Updated: Mar 7
Question: Do you think that legal status, identity or participation is more important for a citizen? Explain your answers using examples. (8m)
a. Legal Status
Citizens can be recognized through their legal status in the country. Legal status refers to the official proof of a citizen belonging to a country. This proof is in the form of a physical document like a passport, an identity card, a driving license, etc. People can gain their legal status because they are born in the country, marry a local person, or if their parents are locals in the country. Once they gain legal status, citizens will have rights and responsibilities in the country. Every citizen is entitled to rights to freedom, affordable healthcare, affordable education, the right to be protected and be safe. For instance in Singapore, education for citizens is compulsory and heavily subsidized by the government from a young age. An average citizen attending government schools hardly pay any money from Primary 1 to Junior College. On the other hand, citizens are also responsible to for certain things. They have to contribute economically when they become working adults by working and paying their taxes. Citizens are also obliged to defend the country. In Singapore, all male citizens must perform their National Service once they reach 18 years of age and they must continue to serve as reservist once they complete their full-time National Service. Citizens are also expected to obey the laws of the country and to be respectful towards other races and religion in Singapore. Hence, gaining legal status is important for people who want to become citizens of a country.
b. Common Identity
It is also important for all citizens and people living permanently in Singapore to forge a common identity. This refers to common points in people's daily lives such as national symbols, language, the nation's history, national consciousness, and culture. Developing a common identity is important because it can prevent the rise of social tensions and divide in a country and instead bond a country’s people together to work towards the betterment of the country. In Singapore, we strive to create a common identity through common experiences, common practices and common spaces where people live. Common experiences usually refer to long term events that a large group of people is put through. For instance, schooling in Singapore for all children. All children in Singapore go through at least 10 years of compulsory education in mainstream schools. During these 10 years, every study almost the same subjects and are immersed in the history and culture of the country. Children also engage in common practices, which are regular routines, such as singing of the National Anthem and reciting of the National Pledge. Through these common practices, our children develop a sense of patriotism and pride for the country. They also learn about the diverse range of children from all races, nationalities and religion. As a result, after 10 years of this schooling experience, our children develop common points of understanding and pride in Singapore. Another good example of common experience in Singapore is National Service where all18 year old males are put through 2.5 years of compulsory military service. Besides using common experiences and practices, Singapore also uses common living spaces to promote integration of its people towards a common identity. For example, we have the Ethnic Integration Policy which requires all Housing and Development Board (HDB) flats to have a certain ratio of Chinese, Malays, Indians and other races as their residents. The ratio is 70% Chinese, 20% Malays and 10 Indians and other races. In this way, people of different races and religion interact and get to know each other better. During National Events, they can also come together to forge common bonds together. All these build a strong sense of common identity which can be important for the country.

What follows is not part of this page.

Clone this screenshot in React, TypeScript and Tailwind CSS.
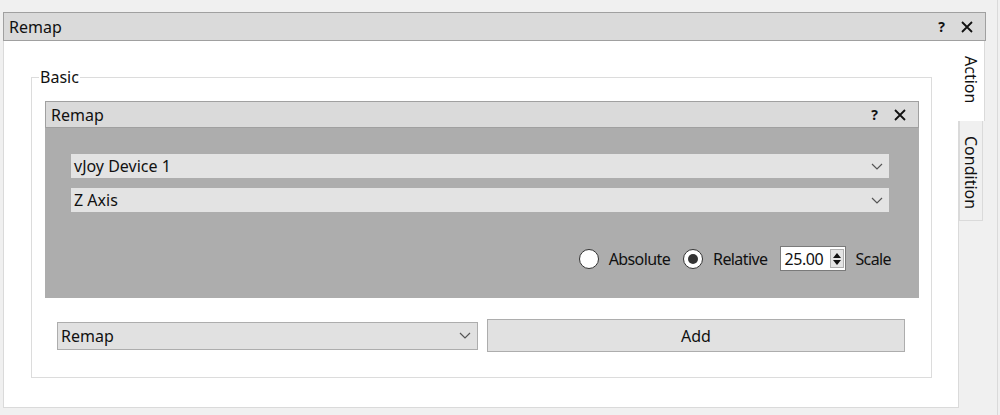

Citizens can also participate in making society better. They can participate by contributing directly to improving something in the country or they can participate by influencing government decisions to improve society. Contributing to society refers to direct actions taken by people living in Singapore to improve the well-being of under-privileged groups of people such handicap children, elderly or very poor people. People can also contribute directly to improving the lives of animals (for instance working with SPCA) or the environment. Direct contribution can be in the form of charity donations, volunteering at homes and association, or simply spending time walking about Singapore to make the environment better. For example, many people contribute by joining the Singapore Youth Corps to assist in worthy projects like Project Happy Club and Meals on Wheels where they help connect with seniors to make their lives happier and also move around Singapore to bring food to the needy in Singapore. Citizens can also participate by influencing government decision by giving direct feedback to various government Ministries, writing into forum on the Straits, taking part in focus group discussions organized by the government, forming groups to study social issues facing Singapore, and submitting reports and recommendations for the government to consider. By contributing directly and influencing government decision, citizens are taking an active role to participate in nation building.
In my opinion, I think that having national identity is more important to the citizens of the country. When citizens develop a sense of pride and identity for their country, they will often be inspired to start contributing and participating in activities that will benefit the nation or other citizens of the nations. For examples, many new citizens were inspired by our National Day celebrations to go beyond their comfort zone to begin helping people from underprivileged areas. On the other hand, simply having legal status does not mean that citizens will become real citizens who will help others.